Dawn Tull, a 4th and 5th grade teacher at Monterey Hills Elementary has in her class (and will have in her home over the summer): 3 guinea pigs, a gecko, tree frogs, fire belly toads and an insect habitat – Oh my! “The reason I have animals is… to reinforce all the eco system studies we do.”
Even at the middle school, the library has two birds and an escape artist hamster. An assortment of insects and reptiles like snakes and lizards also find their way into our academic environment – it’s natural!
When Colette Carbonare, a second grader at Arroyo Vista was asked what she learned about the ducklings, she said, “Whoever takes a duck has to take two because they get lonely.” Apparently this is a crucial element in a ducky’s social existence, but may not be fun for the “lucky” parent who gets to clean twice the mess.
This brings us to the question: “where do all the creatures go,” now that the traditional academic season comes to a close?
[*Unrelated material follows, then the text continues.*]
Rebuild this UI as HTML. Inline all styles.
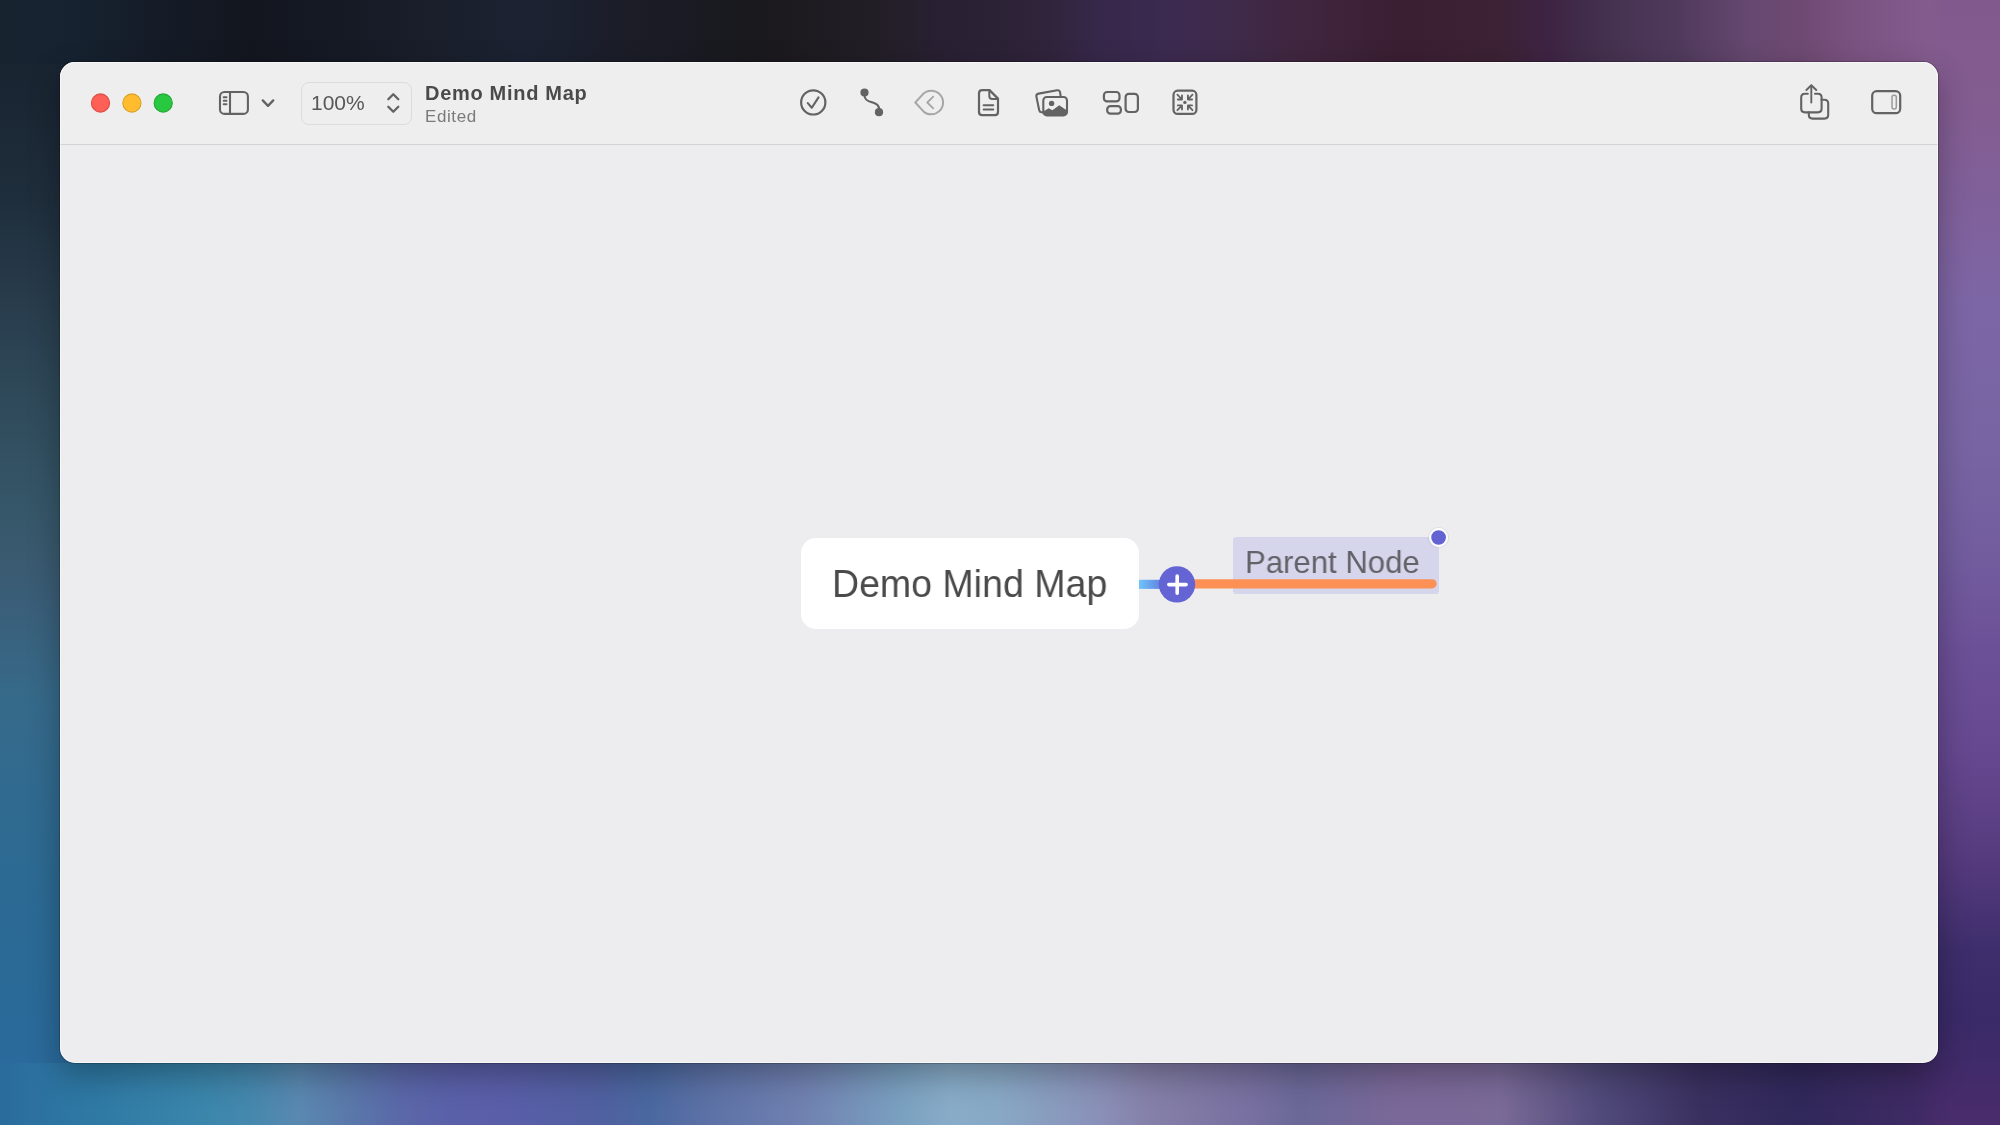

Like Pete Seeger’s old political folk song in the 60s “Where Have All the Flowers Gone?” the creatures come full circle.
They get adopted into student’s homes everywhere. Teachers find they have new pets for the summer. And some get released into nature to continue the life cycle.
Wherever they go, somehow, when the new school year rolls around again, future generations of creatures find their way back into the classroom and into the minds and hearts of those fortunate enough to behold and enjoy them.
To try some of these in your own home, borrow a pet from your child’s classroom for the weekend or summer. Or go to insectlore.com (for caterpillars/butterflies and ladybug larvae), fascinations.com (for an ant farm and praying mantises) and growafrog.com (for see-thru tadpoles). Or to keep the critters contained in a story, try a fun tale about “Humphrey,” life from the perspective of a classroom hamster.
Whatever you do, make sure you “DO” something. Get out of your comfort zone and get dirty. Those precious years of wonder and discovery tend to fade over time. So don’t miss it!